[start]

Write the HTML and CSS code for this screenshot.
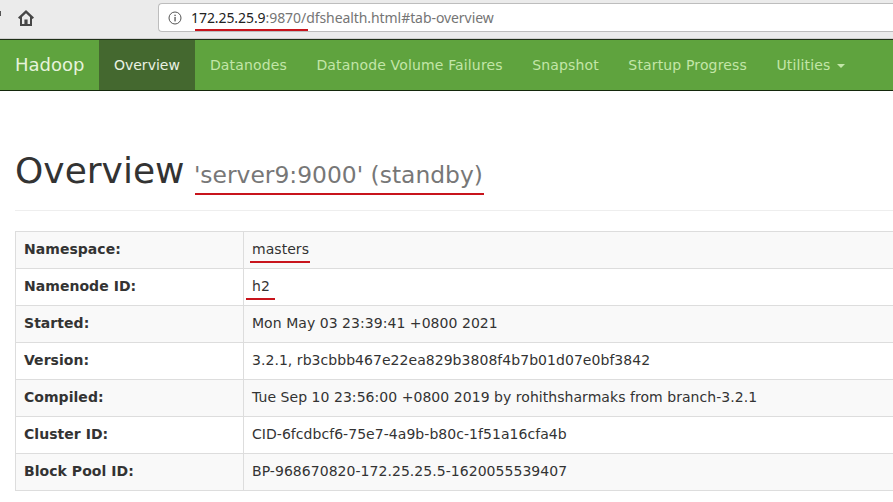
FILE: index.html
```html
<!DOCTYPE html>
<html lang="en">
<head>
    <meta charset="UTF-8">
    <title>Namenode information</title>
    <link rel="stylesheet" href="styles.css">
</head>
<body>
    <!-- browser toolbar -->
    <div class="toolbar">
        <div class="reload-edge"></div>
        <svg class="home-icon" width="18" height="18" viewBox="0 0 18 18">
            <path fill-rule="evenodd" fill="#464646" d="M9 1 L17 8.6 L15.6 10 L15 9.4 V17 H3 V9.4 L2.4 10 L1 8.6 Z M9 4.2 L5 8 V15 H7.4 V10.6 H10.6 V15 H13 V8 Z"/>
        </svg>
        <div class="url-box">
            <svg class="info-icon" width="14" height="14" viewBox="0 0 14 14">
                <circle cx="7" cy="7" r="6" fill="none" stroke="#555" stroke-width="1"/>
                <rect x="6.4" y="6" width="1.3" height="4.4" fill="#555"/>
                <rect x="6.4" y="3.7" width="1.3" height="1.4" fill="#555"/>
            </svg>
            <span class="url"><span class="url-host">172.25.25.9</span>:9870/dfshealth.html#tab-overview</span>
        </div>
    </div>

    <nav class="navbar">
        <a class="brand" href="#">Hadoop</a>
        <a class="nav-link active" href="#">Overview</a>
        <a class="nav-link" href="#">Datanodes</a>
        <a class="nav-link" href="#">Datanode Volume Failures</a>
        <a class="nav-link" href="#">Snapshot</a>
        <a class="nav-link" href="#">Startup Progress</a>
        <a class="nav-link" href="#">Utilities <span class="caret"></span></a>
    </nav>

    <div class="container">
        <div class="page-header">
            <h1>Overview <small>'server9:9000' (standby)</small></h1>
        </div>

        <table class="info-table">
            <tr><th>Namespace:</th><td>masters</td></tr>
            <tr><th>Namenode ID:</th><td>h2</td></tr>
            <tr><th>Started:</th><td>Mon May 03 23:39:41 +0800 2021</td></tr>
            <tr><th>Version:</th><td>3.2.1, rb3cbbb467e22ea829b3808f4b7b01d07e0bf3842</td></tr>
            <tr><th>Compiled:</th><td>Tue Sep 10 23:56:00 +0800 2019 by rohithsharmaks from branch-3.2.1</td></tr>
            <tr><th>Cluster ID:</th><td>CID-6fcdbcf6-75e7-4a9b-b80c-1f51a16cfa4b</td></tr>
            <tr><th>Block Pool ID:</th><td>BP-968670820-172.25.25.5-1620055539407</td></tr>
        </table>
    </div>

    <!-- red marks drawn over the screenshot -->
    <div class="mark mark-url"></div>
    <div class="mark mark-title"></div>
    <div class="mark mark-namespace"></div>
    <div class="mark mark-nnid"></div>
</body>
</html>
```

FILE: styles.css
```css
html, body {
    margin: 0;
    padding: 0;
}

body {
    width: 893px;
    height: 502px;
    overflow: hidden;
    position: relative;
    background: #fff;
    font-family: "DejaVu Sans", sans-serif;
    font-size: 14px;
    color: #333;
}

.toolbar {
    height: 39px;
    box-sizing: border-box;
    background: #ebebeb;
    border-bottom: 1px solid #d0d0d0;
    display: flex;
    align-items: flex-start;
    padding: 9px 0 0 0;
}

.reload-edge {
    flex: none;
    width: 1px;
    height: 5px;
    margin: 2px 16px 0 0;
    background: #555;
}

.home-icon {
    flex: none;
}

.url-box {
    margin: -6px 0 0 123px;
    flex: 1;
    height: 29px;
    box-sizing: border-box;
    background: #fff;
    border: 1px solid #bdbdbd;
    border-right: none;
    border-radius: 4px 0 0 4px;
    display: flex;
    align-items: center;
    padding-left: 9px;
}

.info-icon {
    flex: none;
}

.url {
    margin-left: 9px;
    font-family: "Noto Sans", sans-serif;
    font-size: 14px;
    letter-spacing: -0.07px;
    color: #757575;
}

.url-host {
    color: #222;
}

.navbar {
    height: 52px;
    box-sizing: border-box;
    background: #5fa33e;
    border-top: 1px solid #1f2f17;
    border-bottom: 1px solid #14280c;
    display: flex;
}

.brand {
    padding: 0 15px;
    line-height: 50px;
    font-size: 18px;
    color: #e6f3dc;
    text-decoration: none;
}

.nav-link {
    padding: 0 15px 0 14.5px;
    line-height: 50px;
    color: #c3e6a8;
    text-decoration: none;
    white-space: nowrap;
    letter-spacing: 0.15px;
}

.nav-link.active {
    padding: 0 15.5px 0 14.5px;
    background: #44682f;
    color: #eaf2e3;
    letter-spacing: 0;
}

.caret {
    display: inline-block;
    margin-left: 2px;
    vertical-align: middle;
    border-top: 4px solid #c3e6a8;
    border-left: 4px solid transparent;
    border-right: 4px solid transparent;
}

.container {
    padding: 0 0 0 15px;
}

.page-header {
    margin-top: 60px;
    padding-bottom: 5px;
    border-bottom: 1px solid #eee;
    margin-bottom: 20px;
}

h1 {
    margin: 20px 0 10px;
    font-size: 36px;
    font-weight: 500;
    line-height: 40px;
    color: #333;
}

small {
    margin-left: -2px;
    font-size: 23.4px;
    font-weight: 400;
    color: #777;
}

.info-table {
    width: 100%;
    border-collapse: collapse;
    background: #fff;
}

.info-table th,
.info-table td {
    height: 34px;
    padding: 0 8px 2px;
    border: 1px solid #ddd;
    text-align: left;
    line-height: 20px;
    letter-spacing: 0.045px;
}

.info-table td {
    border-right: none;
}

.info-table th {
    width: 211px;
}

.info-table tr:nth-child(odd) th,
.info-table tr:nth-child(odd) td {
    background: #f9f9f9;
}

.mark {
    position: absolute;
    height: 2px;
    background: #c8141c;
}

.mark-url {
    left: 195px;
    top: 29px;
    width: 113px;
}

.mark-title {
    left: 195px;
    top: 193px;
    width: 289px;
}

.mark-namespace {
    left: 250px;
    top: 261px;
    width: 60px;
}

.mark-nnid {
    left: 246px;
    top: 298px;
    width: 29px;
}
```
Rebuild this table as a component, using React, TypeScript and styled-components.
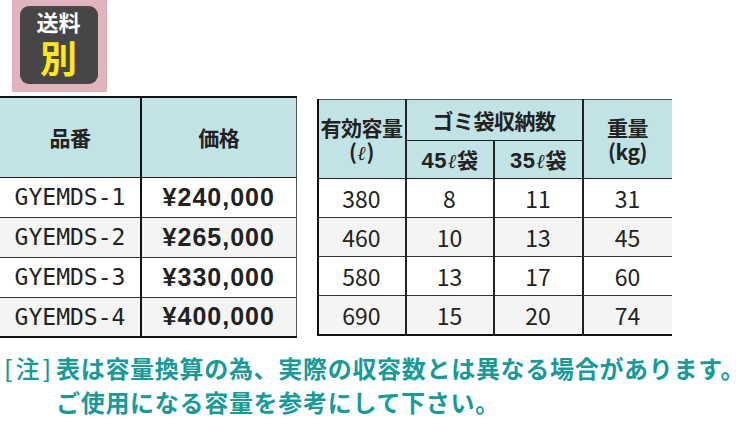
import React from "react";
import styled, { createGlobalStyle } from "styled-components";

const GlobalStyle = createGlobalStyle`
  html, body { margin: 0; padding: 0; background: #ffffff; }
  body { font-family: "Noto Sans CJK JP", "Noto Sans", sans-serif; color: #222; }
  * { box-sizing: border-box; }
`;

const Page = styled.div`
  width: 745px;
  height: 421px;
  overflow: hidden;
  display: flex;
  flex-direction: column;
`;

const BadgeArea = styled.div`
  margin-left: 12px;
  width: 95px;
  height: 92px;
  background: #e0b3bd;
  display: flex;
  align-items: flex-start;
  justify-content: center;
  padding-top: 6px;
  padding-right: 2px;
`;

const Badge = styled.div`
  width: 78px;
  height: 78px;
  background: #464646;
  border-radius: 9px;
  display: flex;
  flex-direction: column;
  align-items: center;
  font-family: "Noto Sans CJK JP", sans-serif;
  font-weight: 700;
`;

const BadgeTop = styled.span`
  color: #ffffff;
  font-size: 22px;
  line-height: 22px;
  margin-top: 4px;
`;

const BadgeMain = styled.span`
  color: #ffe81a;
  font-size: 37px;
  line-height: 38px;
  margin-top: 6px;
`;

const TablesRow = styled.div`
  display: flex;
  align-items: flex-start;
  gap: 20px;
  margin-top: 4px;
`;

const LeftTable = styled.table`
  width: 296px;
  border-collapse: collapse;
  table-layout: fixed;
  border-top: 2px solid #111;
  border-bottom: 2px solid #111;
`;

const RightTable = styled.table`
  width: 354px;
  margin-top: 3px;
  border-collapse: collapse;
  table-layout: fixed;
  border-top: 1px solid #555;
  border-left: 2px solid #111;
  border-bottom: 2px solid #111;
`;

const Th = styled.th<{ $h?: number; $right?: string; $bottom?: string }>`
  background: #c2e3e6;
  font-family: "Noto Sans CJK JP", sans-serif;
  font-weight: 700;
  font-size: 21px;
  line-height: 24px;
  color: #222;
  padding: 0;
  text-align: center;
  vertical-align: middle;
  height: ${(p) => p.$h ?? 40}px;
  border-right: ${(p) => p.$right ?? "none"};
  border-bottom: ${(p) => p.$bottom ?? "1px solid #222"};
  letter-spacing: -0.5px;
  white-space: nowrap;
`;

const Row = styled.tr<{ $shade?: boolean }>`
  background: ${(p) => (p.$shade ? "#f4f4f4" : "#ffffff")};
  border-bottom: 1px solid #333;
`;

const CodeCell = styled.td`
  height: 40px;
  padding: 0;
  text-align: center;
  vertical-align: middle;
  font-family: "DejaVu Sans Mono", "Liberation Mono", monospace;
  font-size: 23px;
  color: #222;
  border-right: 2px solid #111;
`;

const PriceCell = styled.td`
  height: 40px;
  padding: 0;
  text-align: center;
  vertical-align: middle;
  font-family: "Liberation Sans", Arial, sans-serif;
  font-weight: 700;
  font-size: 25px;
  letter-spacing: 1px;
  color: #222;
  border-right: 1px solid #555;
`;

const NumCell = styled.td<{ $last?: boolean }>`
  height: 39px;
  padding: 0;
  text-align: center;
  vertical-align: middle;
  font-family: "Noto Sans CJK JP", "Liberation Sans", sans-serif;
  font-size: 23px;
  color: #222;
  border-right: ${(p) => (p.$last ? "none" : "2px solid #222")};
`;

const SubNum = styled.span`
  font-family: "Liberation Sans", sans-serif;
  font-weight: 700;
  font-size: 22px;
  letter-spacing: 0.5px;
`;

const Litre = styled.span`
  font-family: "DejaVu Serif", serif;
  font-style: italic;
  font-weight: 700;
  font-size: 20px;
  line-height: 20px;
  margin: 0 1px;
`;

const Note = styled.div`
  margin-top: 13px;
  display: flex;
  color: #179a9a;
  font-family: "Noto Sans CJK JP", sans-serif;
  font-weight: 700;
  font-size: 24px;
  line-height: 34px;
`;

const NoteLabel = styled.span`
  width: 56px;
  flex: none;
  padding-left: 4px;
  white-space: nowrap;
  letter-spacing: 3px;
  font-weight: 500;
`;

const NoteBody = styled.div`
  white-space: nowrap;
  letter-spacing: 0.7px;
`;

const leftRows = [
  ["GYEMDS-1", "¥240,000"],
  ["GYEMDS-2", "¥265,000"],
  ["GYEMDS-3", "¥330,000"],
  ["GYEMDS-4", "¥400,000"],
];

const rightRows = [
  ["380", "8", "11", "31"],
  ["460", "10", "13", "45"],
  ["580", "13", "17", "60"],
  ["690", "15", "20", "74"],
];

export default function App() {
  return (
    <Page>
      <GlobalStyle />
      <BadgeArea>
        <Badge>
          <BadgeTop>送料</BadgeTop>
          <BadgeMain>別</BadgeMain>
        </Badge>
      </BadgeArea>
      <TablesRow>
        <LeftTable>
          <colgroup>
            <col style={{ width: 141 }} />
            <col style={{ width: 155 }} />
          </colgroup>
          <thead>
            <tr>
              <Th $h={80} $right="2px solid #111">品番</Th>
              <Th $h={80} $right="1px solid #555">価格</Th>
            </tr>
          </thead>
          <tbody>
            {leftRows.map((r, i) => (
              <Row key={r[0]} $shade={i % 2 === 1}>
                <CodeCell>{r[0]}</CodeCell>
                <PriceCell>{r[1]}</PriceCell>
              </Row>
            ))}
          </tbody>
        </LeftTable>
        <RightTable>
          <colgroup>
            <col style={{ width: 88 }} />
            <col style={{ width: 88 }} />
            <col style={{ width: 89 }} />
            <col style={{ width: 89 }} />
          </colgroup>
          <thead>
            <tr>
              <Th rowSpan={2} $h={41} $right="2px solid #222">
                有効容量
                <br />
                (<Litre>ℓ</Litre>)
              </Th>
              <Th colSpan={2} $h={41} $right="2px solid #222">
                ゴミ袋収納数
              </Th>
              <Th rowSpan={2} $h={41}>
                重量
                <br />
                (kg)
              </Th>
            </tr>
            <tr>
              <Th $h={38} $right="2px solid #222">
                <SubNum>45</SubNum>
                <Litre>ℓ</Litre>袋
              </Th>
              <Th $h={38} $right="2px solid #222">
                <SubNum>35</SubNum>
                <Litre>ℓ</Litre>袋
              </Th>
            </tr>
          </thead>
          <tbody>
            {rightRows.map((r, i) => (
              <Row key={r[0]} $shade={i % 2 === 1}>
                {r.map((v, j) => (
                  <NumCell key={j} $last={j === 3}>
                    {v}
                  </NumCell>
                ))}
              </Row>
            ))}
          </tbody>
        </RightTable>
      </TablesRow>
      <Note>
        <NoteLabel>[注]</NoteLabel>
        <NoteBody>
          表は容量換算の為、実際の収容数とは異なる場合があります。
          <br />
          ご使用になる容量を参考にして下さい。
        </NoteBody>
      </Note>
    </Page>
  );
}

[end]

> _Task requirements_
Gather up every line in the data above that contains the word "components", copying each one.

> _Correct output_
Rebuild this table as a component, using React, TypeScript and styled-components.
import styled, { createGlobalStyle } from "styled-components";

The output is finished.